▶ RECORD EXCERPTS
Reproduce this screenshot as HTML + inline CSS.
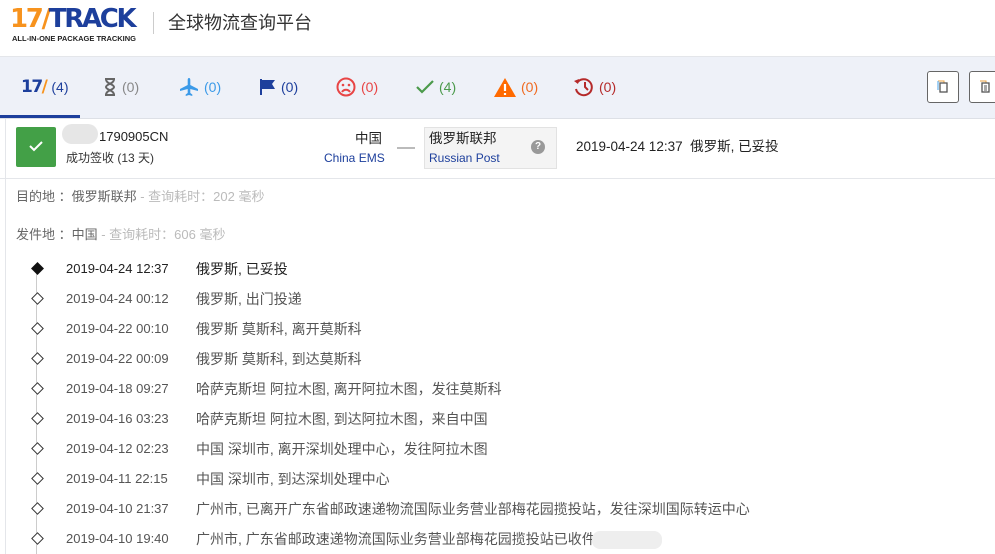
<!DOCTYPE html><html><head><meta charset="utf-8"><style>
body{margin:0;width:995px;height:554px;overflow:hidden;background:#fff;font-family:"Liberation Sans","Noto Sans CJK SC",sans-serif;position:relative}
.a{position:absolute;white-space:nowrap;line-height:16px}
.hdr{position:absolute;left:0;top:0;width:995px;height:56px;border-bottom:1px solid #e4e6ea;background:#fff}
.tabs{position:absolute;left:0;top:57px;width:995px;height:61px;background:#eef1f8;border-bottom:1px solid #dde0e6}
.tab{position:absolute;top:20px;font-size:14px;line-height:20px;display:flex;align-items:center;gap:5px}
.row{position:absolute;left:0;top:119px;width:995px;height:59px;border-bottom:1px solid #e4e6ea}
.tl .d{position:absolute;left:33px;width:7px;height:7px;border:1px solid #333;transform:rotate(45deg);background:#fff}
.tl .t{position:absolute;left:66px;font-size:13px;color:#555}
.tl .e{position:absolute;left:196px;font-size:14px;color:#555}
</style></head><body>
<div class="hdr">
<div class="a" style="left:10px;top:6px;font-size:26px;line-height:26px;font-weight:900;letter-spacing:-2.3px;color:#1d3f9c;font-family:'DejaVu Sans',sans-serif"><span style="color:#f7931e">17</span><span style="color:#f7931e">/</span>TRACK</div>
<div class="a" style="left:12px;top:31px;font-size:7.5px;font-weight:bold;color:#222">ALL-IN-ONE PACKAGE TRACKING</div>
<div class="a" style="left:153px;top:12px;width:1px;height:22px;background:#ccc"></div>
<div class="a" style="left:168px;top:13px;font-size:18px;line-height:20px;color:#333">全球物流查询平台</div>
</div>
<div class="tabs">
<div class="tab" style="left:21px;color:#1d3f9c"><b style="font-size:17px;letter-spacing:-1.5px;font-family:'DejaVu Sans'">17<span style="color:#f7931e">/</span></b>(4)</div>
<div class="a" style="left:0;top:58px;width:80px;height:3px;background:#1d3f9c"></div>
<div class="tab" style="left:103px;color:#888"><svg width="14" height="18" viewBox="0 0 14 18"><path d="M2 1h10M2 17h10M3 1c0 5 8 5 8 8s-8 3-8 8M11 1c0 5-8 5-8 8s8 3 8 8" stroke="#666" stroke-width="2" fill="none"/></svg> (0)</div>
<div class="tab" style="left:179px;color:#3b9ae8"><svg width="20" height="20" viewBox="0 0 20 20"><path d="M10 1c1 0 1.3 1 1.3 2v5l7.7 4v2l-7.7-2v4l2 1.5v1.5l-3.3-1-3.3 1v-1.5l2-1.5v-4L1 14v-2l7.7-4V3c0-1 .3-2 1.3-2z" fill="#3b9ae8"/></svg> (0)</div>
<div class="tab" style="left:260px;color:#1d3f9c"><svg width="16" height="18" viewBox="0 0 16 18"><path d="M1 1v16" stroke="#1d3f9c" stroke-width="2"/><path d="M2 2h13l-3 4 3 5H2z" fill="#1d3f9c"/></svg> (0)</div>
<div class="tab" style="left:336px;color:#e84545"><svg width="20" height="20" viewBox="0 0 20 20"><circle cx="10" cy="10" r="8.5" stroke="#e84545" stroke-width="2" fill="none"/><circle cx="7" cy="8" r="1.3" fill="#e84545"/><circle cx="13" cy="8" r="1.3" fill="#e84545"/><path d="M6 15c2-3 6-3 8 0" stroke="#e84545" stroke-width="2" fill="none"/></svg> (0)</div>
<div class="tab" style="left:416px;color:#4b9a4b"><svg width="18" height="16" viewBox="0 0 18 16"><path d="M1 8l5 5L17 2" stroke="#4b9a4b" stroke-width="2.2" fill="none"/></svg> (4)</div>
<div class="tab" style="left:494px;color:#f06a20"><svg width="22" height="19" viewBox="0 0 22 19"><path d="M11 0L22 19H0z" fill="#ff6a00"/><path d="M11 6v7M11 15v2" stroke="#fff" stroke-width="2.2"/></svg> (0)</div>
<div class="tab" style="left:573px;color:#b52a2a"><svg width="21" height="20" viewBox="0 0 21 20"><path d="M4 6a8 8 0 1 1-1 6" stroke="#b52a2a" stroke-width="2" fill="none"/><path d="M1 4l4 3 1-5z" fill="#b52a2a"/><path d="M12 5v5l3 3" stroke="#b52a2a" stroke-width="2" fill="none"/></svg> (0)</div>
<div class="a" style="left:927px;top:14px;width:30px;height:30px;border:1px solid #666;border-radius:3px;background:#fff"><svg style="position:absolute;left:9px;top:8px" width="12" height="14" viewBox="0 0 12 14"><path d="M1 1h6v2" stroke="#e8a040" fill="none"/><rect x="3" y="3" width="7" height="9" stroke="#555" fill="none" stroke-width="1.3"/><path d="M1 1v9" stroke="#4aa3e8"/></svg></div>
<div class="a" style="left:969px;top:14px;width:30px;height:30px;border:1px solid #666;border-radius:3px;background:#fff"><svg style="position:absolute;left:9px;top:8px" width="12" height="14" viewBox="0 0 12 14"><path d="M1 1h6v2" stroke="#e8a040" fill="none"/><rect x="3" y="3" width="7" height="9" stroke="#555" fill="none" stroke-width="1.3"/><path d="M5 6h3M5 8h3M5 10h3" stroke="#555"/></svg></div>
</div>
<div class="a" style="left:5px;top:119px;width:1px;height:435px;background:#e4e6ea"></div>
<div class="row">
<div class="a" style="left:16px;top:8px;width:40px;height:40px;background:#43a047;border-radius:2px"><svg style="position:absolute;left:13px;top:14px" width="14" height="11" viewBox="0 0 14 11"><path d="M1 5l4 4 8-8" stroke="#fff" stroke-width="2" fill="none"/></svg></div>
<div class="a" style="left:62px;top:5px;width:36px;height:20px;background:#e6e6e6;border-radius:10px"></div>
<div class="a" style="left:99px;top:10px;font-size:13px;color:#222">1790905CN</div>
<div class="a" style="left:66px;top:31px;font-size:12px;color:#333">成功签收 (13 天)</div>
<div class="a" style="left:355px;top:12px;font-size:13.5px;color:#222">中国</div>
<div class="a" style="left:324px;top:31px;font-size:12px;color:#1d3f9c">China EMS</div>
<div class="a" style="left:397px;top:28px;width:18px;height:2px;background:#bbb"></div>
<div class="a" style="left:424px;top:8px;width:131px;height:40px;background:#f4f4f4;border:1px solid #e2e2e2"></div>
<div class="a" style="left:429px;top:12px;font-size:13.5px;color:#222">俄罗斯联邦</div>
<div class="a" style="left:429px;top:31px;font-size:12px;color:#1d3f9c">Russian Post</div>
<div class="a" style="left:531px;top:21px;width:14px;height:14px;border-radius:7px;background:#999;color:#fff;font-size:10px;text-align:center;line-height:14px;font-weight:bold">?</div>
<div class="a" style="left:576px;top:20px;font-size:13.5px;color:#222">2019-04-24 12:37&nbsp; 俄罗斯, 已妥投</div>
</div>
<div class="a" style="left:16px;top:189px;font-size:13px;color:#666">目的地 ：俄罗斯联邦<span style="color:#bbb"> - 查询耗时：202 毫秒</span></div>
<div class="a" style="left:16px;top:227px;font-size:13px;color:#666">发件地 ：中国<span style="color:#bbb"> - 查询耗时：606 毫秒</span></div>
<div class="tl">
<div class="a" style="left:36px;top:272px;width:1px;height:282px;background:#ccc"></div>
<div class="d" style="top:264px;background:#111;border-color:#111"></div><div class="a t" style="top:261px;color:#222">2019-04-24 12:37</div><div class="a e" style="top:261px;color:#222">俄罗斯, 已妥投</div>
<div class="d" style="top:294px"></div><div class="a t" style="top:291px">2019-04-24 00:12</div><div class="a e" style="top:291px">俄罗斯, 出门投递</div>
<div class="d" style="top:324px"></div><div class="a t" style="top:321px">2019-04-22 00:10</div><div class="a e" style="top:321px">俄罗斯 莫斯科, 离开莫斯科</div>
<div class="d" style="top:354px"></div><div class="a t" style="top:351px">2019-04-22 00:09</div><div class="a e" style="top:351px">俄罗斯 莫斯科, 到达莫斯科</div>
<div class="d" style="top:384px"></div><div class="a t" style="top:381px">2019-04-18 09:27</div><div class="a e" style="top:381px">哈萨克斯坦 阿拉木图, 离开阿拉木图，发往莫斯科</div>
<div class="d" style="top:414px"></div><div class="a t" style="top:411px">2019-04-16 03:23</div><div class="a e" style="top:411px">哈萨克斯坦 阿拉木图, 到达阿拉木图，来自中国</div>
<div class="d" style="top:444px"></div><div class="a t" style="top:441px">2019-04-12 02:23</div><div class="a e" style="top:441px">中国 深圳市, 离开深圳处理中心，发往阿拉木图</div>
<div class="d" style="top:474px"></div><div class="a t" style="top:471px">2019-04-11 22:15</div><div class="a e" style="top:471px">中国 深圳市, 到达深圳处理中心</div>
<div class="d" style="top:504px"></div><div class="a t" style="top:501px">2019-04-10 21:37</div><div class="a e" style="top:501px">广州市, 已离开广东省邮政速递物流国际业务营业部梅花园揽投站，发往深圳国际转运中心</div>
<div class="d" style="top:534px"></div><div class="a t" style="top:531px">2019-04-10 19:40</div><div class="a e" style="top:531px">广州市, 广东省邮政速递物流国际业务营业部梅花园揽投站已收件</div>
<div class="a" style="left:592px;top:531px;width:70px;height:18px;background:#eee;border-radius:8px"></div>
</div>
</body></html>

...

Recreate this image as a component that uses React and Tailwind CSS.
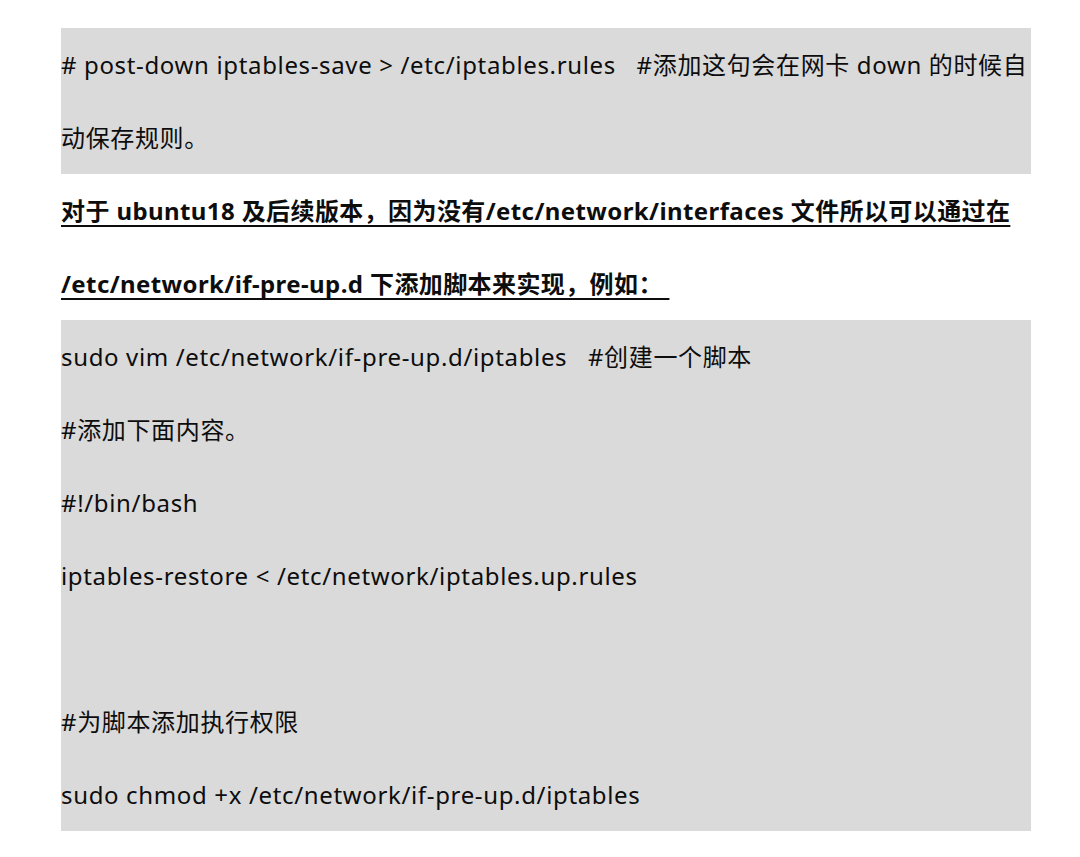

▶ INSTRUCTIONS FOR THE TASK
Look through the entries above; copy every line holding the string "this".

▶ SOLUTION TO THE PROBLEM
Reproduce this screenshot as HTML + inline CSS.
Recreate this image as a component that uses React and Tailwind CSS.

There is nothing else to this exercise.